I was eating here with Wazzup.ph‘s Ted. What not many of Ted’s readers know is that he spent a long time in the Middle East with his wife, whose siblings married Egyptians. He knows Turkish cuisine inside out, and he can attest that the baklava here reminded him of his days there.
That’s pretty much the king’s menu we had. As a disclaimer, I would like to note that we were invited here by the owners to try out there cuisine. We were not expected to write a review, but I will do it anway because I’m the eMuncher!
I received no compensation for this review, other than the opportunity to sample their food. And we were given the royal treatment in doing so; while I always strive to be objective in my reviews, the truth is that your perception and enjoyment of your meal is greatly, greatly affected by the company, by the ambiance, and how good a mood you were in while eating. And we were very happy because of the great conversation the owner, Fiore and her husband, gave us regarding Turkish culture and cuisine, and just enjoying the evening as friends.
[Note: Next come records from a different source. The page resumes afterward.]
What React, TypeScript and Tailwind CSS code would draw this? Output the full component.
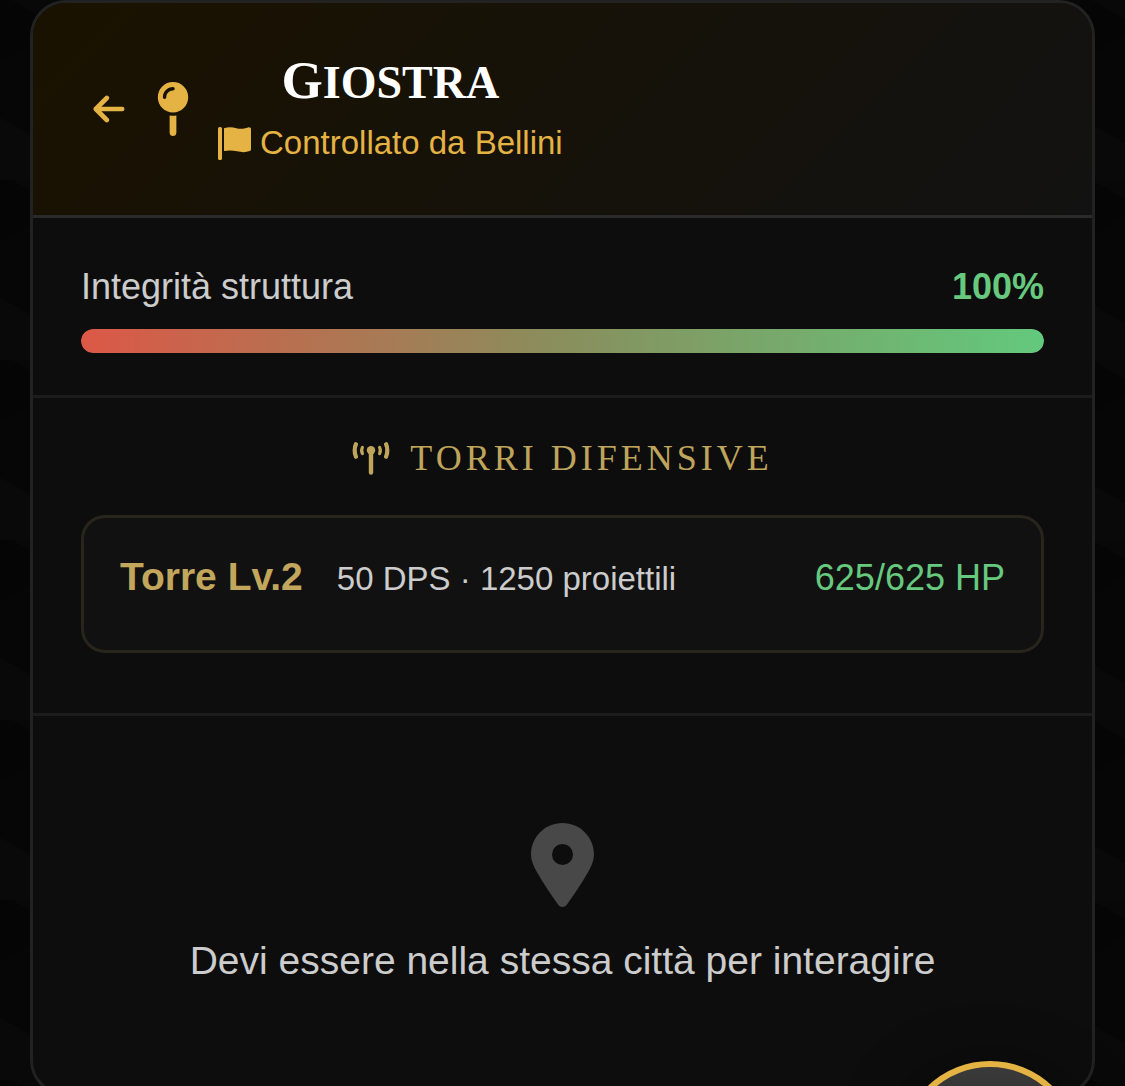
import { FaMapPin } from "react-icons/fa6";

type Tower = {
  level: number;
  dps: number;
  ammo: number;
  hp: number;
  maxHp: number;
};

const INTEGRITY = 100;

const TOWERS: Tower[] = [
  { level: 2, dps: 50, ammo: 1250, hp: 625, maxHp: 625 },
];

function ArrowIcon() {
  return (
    <svg
      viewBox="0 0 32 28"
      className="h-7 w-8"
      fill="none"
      stroke="currentColor"
      strokeWidth="4.6"
      strokeLinecap="round"
      strokeLinejoin="round"
      aria-hidden="true"
    >
      <path d="M29.2 14H2.8M13.8 3 2.8 14l11 11" />
    </svg>
  );
}

function FlagIcon() {
  return (
    <svg
      viewBox="0 0 33 33"
      className="h-[33px] w-[33px] shrink-0"
      fill="currentColor"
      aria-hidden="true"
    >
      <rect x="0" y="0" width="4" height="33" rx="1.6" />
      <path d="M6 1.2C10.5-.1 14.5.2 18.5 1.3c4 1.1 7.5.4 11.7-.9 1.5-.5 2.8.2 2.8 1.7v20.2c0 .9-.5 1.5-1.3 1.8-4.2 1.5-8.2 1.2-12.7.2-4.500-1-8.500-1.100-13-.2z" />
    </svg>
  );
}

function BroadcastIcon() {
  return (
    <svg
      viewBox="0 0 38 33"
      className="h-[33px] w-[38px] shrink-0"
      fill="none"
      stroke="currentColor"
      strokeLinecap="round"
      aria-hidden="true"
    >
      <circle cx="19" cy="8.3" r="4.2" fill="currentColor" stroke="none" />
      <path strokeWidth="4.4" d="M19 9v21.6" />
      <path
        strokeWidth="4.2"
        d="M3.900 2.300C2.300 5.500 2.300 11.300 3.900 14.700M34.100 2.300c1.600 3.200 1.600 9 0 12.400"
      />
      <path
        strokeWidth="3.200"
        d="M10.400 5.400c-1 2-1 4.200 0 6.200M27.600 5.400c1 2 1 4.200 0 6.200"
      />
    </svg>
  );
}

function LocationIcon() {
  return (
    <svg
      viewBox="0 0 63 84"
      className="h-[84px] w-[63px] text-[#484848]"
      fill="currentColor"
      fillRule="evenodd"
      aria-hidden="true"
    >
      <path d="M31.5 0C14 0 0 14 0 31.5c0 6 2.500 11.500 6 17.700C12.500 61 20 71.500 27.200 81.700c2.300 3 6.300 3 8.600 0C43 71.500 50.500 61 57 49.200c3.500-6.200 6-11.700 6-17.700C63 14 49 0 31.500 0zm0 21a10.500 10.500 0 1 1 0 21 10.500 10.500 0 0 1 0-21z" />
    </svg>
  );
}

function Header() {
  return (
    <header className="flex items-center border-b-3 border-[#2a2a2a] bg-linear-135/srgb from-[#1a1200] to-[#121212] px-12 py-[47px] text-[#e5b344]">
      <button type="button" aria-label="Indietro" className="p-3">
        <ArrowIcon />
      </button>
      <FaMapPin className="ml-[19px] h-[54px] w-[34px]" />
      <div className="ml-7 text-center">
        <h1 className="mb-[5px] font-['Liberation_Serif',serif] text-[46px] leading-[60px] font-bold text-white uppercase first-letter:text-[53px]">
          Giostra
        </h1>
        <p className="flex items-center gap-[9px] text-[33px] leading-[50px]">
          <FlagIcon />
          Controllato da Bellini
        </p>
      </div>
    </header>
  );
}

function Integrity() {
  return (
    <section className="border-b-3 border-[#1c1c1c] px-12 py-[42px]">
      <div className="mb-[15px] flex justify-between text-[36px] leading-[54px]">
        <span>Integrità struttura</span>
        <span className="font-bold text-[#66c97e]">{INTEGRITY}%</span>
      </div>
      <div className="h-6 overflow-hidden rounded-full bg-[#1c1c1c]">
        <div
          className="h-full rounded-full bg-linear-to-r/srgb from-[#dc5847] via-[#888f5d] to-[#63c97d]"
          style={{ width: `${INTEGRITY}%` }}
        />
      </div>
    </section>
  );
}

function Towers() {
  return (
    <section className="border-b-3 border-[#1c1c1c] px-12 pt-9 pb-[60px]">
      <h2 className="mb-[33px] flex items-center justify-center gap-5 font-['Liberation_Serif',serif] text-[36px] leading-[48px] tracking-[4px] text-[#bfa45c] uppercase">
        <BroadcastIcon />
        Torri Difensive
      </h2>
      <ul>
        {TOWERS.map((t) => (
          <li
            key={t.level}
            className="flex items-baseline rounded-3xl border-3 border-[#28251d] bg-[#111111] px-9 pt-8 pb-11 leading-[54px]"
          >
            <strong className="text-[39px] text-[#c2a65c]">
              Torre Lv.{t.level}
            </strong>
            <span className="ml-[34px] text-[33px]">
              {t.dps} DPS · {t.ammo} proiettili
            </span>
            <span className="ml-auto text-[36px] text-[#66c97e]">
              {t.hp}/{t.maxHp} HP
            </span>
          </li>
        ))}
      </ul>
    </section>
  );
}

export default function App() {
  return (
    <div className="h-screen overflow-hidden bg-[#060606] bg-[linear-gradient(30deg,#090909_25%,transparent_25%,transparent_75%,#080808_75%),linear-gradient(150deg,#050505_25%,transparent_25%,transparent_75%,#080808_75%)] bg-size-[120px_180px] px-[30px] font-['Liberation_Sans',Arial,sans-serif] text-[#cccccc]">
      <main className="overflow-hidden rounded-[36px] border-3 border-[#222222] bg-[#0d0d0d]">
        <Header />
        <Integrity />
        <Towers />
        <section className="flex flex-col items-center px-12 pt-[107px] pb-[105px]">
          <LocationIcon />
          <p className="mt-[27px] text-[39px] leading-[54px]">
            Devi essere nella stessa città per interagire
          </p>
        </section>
      </main>
      <button
        type="button"
        aria-label="Menu"
        className="fixed right-[45px] -bottom-[155px] size-[180px] rounded-full border-6 border-[#e5b344] bg-linear-to-b from-[#3a3a3a] to-[#1a1a1a] shadow-[0_12px_60px_rgba(0,0,0,0.6)]"
      />
    </div>
  );
}
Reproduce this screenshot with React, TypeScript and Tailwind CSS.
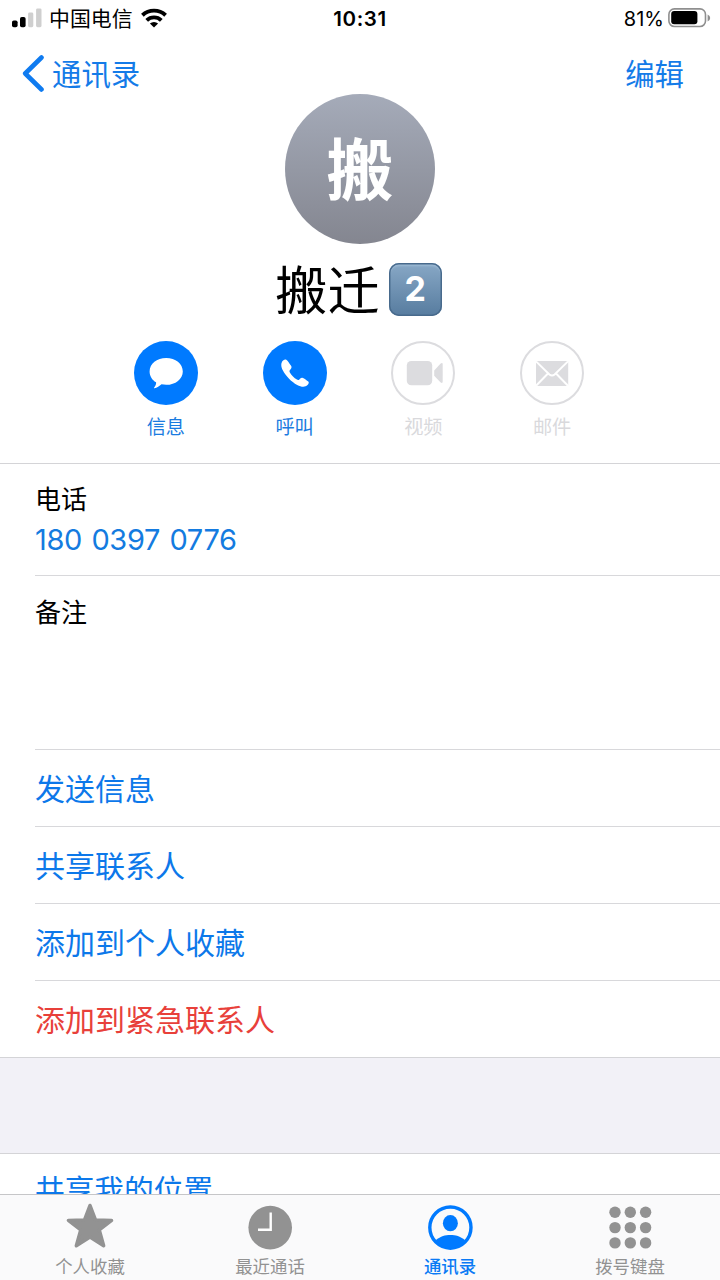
import type { ReactNode } from "react";

function SignalIcon() {
  return (
    <svg width="30" height="20" viewBox="0 0 30 20">
      <rect x="0" y="12.4" width="5.6" height="6.8" rx="1.8" fill="#000" />
      <rect x="8" y="9" width="5.6" height="10.2" rx="1.8" fill="#000" />
      <rect x="16.1" y="4.6" width="5.2" height="14.6" rx="1.4" fill="#cfcfcf" />
      <rect x="24.1" y="0.4" width="5.4" height="18.8" rx="1.4" fill="#cfcfcf" />
    </svg>
  );
}

function WifiIcon() {
  return (
    <svg width="26" height="20" viewBox="0 0 26 20" fill="none" stroke="#000" strokeWidth="3.9">
      <path d="M1.4 7.2 A17 17 0 0 1 24.6 7.2" />
      <path d="M5.7 12.3 A10.6 10.6 0 0 1 20.3 12.3" />
      <path d="M13 19.4 L8.9 15.6 A6 6 0 0 1 17.1 15.6 Z" fill="#000" stroke="none" />
    </svg>
  );
}

function BatteryIcon() {
  return (
    <svg width="43" height="20" viewBox="0 0 43 20">
      <rect x="0.9" y="0.9" width="36.6" height="17.6" rx="5.5" fill="#fff" stroke="#8f8f8f" strokeWidth="1.6" />
      <rect x="3.2" y="3.1" width="26.2" height="13.2" rx="3" fill="#000" />
      <path d="M39.6 6.4 Q42.2 7.4 42.2 9.9 Q42.2 12.4 39.6 13.4 Z" fill="#8f8f8f" />
    </svg>
  );
}

function MessageIcon() {
  return (
    <svg width="64" height="64" viewBox="0 0 64 64" fill="#fff">
      <path d="M32.2 17 C41.5 17 48.8 22.8 48.8 30.4 C48.8 38 41.5 43.8 32.2 43.8 C30.6 43.8 29 43.6 27.5 43.3 C25.5 45.2 22.9 46.9 20.4 47.2 C20 47.3 19.8 46.8 20.2 46.4 C21.4 45 22.3 43.2 22.1 41.3 C18.1 39 15.6 35 15.6 30.4 C15.6 22.8 22.9 17 32.2 17 Z" />
    </svg>
  );
}

function PhoneIcon() {
  return (
    <svg width="64" height="64" viewBox="0 0 64 64" fill="#fff">
      <path d="M20.1 19.4 C21.1 18.6 22.5 18.1 23.3 18.7 C24.9 19.9 26.4 22.4 27.9 24.5 C29 26.1 28.6 27.2 27.4 28.6 C26.3 29.8 26.2 30.4 27 31.7 C28.7 34.4 31 36.7 33.9 38.6 C34.9 39.3 35.6 39.2 36.6 38.2 C38.1 36.7 39.3 36.4 41 37.4 C42.7 38.5 44.4 39.7 45.3 40.6 C46.3 41.7 45.5 43.1 44.5 44.1 C42.2 46.3 38.4 46.2 34.2 43.9 C28.2 40.7 22.8 34.9 19.8 29.2 C17.8 25.5 17.7 21.5 20.1 19.4 Z" />
    </svg>
  );
}

function VideoIcon() {
  return (
    <svg width="64" height="64" viewBox="0 0 64 64" fill="#dcdcdf">
      <rect x="15.8" y="20" width="25.4" height="24.2" rx="4.5" />
      <path d="M43.2 29.4 L49.4 22.7 Q51.7 21 51.7 23.5 V40.5 Q51.7 43 49.4 41.3 L43.2 34.8 Z" />
    </svg>
  );
}

function MailIcon() {
  return (
    <svg width="64" height="64" viewBox="0 0 64 64">
      <rect x="16" y="20" width="32.2" height="25" rx="1" fill="#dcdcdf" />
      <path d="M16 20.4 L29.4 33.4 Q32 35.6 34.6 33.4 L48 20.4 M16 44.8 L28.2 32.2 M48 44.8 L35.8 32.2" fill="none" stroke="#fff" strokeWidth="2" />
    </svg>
  );
}

function StarIcon() {
  return (
    <svg width="50" height="48" viewBox="0 0 50 48">
      <path d="M25 3.4 L30.6 18 L46.6 18.4 L34.3 28 L38.7 43.8 L25 35 L11.3 43.8 L15.7 28 L3.4 18.4 L19.4 18 Z" fill="#929292" stroke="#929292" strokeWidth="3.4" strokeLinejoin="round" />
    </svg>
  );
}

function ClockIcon() {
  return (
    <svg width="50" height="48" viewBox="0 0 50 48">
      <circle cx="25.2" cy="25.6" r="21.8" fill="#929292" />
      <path d="M25.7 10.5 V27.8 H13" fill="none" stroke="#fff" strokeWidth="2.4" />
    </svg>
  );
}

function PersonIcon() {
  return (
    <svg width="50" height="48" viewBox="0 0 50 48">
      <circle cx="25.4" cy="25.6" r="20.6" fill="#fafafa" stroke="#007aff" strokeWidth="3.4" />
      <ellipse cx="25.4" cy="21.2" rx="7.5" ry="8.1" fill="#007aff" />
      <path d="M10.6 38.2 C16 34 20 32.9 25.4 32.9 C30.8 32.9 34.8 34 40.2 38.2 C36.4 43.2 31.4 45.8 25.4 45.8 C19.4 45.8 14.4 43.2 10.6 38.2 Z" fill="#007aff" />
    </svg>
  );
}

function KeypadIcon() {
  const steps = [0, 15.3, 30.6];
  return (
    <svg width="50" height="48" viewBox="0 0 50 48" fill="#929292">
      {steps.map((y) => steps.map((x) => <circle key={`${x}-${y}`} cx={10 + x} cy={10.3 + y} r="5.7" />))}
    </svg>
  );
}

function Action({ label, icon, enabled = false }: { label: string; icon: ReactNode; enabled?: boolean }) {
  return (
    <div className="flex flex-col items-center">
      <div
        className={
          enabled
            ? "flex size-[64px] items-center justify-center rounded-full bg-[#007aff]"
            : "flex size-[64px] items-center justify-center rounded-full border-2 border-[#dcdcdf]"
        }
      >
        <span className="shrink-0">{icon}</span>
      </div>
      <span className={enabled ? "mt-[8px] text-[19.2px] leading-[28px] text-[#1a7be0]" : "mt-[8px] text-[19.2px] leading-[28px] text-[#d9d9dc]"}>
        {label}
      </span>
    </div>
  );
}

function Row({ label, danger = false, last = false }: { label: string; danger?: boolean; last?: boolean }) {
  return (
    <div className={last ? "flex h-[76px] items-center pt-px" : "flex h-[77px] items-center border-b border-[#d8d8db] pt-px"}>
      <span className={danger ? "text-[#e8403a]" : "text-[#0c78ea]"}>{label}</span>
    </div>
  );
}

function Tab({ label, icon, active = false }: { label: string; icon: ReactNode; active?: boolean }) {
  return (
    <div className={active ? "flex flex-col items-center font-medium text-[#0a7af5]" : "flex flex-col items-center text-[#929292]"}>
      <div className="mt-[7px] h-[48px]">{icon}</div>
      <span className="mt-[4px] text-[17.4px] leading-[26px]">{label}</span>
    </div>
  );
}

export default function App() {
  return (
    <div className="flex h-[1280px] w-[720px] flex-col overflow-hidden bg-white font-[Inter,'Noto_Sans_CJK_SC',sans-serif] text-black">
      <div className="grid h-[36px] shrink-0 grid-cols-[1fr_auto_1fr] items-center pr-[9px] pl-[12px]">
        <div className="flex items-center">
          <SignalIcon />
          <span className="ml-[7px] pt-[2px] text-[20.9px] leading-[30px]">中国电信</span>
          <span className="ml-[8px]">
            <WifiIcon />
          </span>
        </div>
        <span className="mr-[3px] pt-px text-[20.5px] leading-[34px] font-semibold tracking-[0.6px]">10:31</span>
        <div className="flex items-center justify-end gap-[4px]">
          <span className="pt-px text-[20px] leading-[34px]">81%</span>
          <BatteryIcon />
        </div>
      </div>

      <div className="flex h-[58px] shrink-0 items-start justify-between pr-[36px] pl-[22px] text-[29.4px] leading-[44px] text-[#147be8]">
        <div className="flex">
          <svg className="mt-[15px]" width="24" height="44" viewBox="0 0 24 44" fill="none" stroke="#0f7bf0" strokeWidth="4.6" strokeLinecap="round" strokeLinejoin="round">
            <path d="M19.5 6.5 L3.2 22.5 L19.5 38.5" />
          </svg>
          <span className="ml-[6px] pt-[17px]">通讯录</span>
        </div>
        <span className="pt-[17px]">编辑</span>
      </div>

      <div className="flex h-[370px] shrink-0 flex-col items-center border-b border-[#d4d4d7]">
        <div className="flex size-[150px] items-center justify-center rounded-full bg-linear-to-b from-[#a5abb9] to-[#848690] text-[67px] leading-[150px] font-bold text-white">
          <span className="pt-[2px] leading-none">搬</span>
        </div>
        <div className="mt-[6px] mr-[3px] flex h-[78px] items-center gap-[9px]">
          <span className="pt-[4px] text-[52.2px] leading-[78px]">搬迁</span>
          <span className="flex size-[53px] items-center justify-center rounded-[10px] bg-linear-to-b from-[#88a8c6] to-[#577c9f] text-[34px] leading-none font-bold text-white shadow-[inset_0_0_0_1.5px_#486a8c,inset_0_3px_2px_#9dbad4]">
            2
          </span>
        </div>
        <div className="mt-[13px] mr-[2px] grid w-[515px] grid-cols-4">
          <Action label="信息" icon={<MessageIcon />} enabled />
          <Action label="呼叫" icon={<PhoneIcon />} enabled />
          <Action label="视频" icon={<VideoIcon />} />
          <Action label="邮件" icon={<MailIcon />} />
        </div>
      </div>

      <div className="shrink-0 pl-[35px] text-[30px] leading-[44px]">
        <div className="flex h-[112px] flex-col border-b border-[#d8d8db] pt-[16px]">
          <span className="text-[26px] leading-[40px]">电话</span>
          <span className="text-[29px] leading-[40px] tracking-[-0.35px] text-[#147be0] [word-spacing:1.6px]">180 0397 0776</span>
        </div>
        <div className="h-[174px] border-b border-[#d8d8db] pt-[17px] text-[26px] leading-[40px]">备注</div>
        <Row label="发送信息" />
        <Row label="共享联系人" />
        <Row label="添加到个人收藏" />
        <Row label="添加到紧急联系人" danger last />
      </div>

      <div className="h-[97px] shrink-0 border-y border-[#d4d4d7] bg-[#f2f1f7]" />
      <div className="h-[40px] shrink-0 overflow-hidden pt-[14px] pl-[35px] text-[29.7px] leading-[44px] text-[#0c78ea]">
        共享我的位置
      </div>

      <div className="grid h-[87px] shrink-0 grid-cols-4 border-t border-[#c6c6c8] bg-[#fafafb]">
        <Tab label="个人收藏" icon={<StarIcon />} />
        <Tab label="最近通话" icon={<ClockIcon />} />
        <Tab label="通讯录" icon={<PersonIcon />} active />
        <Tab label="拨号键盘" icon={<KeypadIcon />} />
      </div>
    </div>
  );
}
So take that as you will, but know that my opinions were not affected by anything other than the enjoyment of the meal at hand.
A big thank you to Fiore and her business partners, who put up Pasha here at Heneral Luna. As a quick blurb, they also own Cafe Royal and Royal Club in the same building, which is a sort of “3-in-1” deal for tourists coming by. As Turkish cuisine is not exactly popular in the Philippines, most of their clientele are foreigners longing for a taste of home, and this was the same for the Club as well as the Cafe.
We wish them luck and good fortune, as it would be a shame to lose these powerful flavors that bring Turkey into Manila. If you are interested at all in Turkish or Medieterranean cuisine, I strongly urge you to try out Pasha here in Makati, at Heneral Luna street. Argos Minibar also shares the same kitchen nearby at P. Burgos.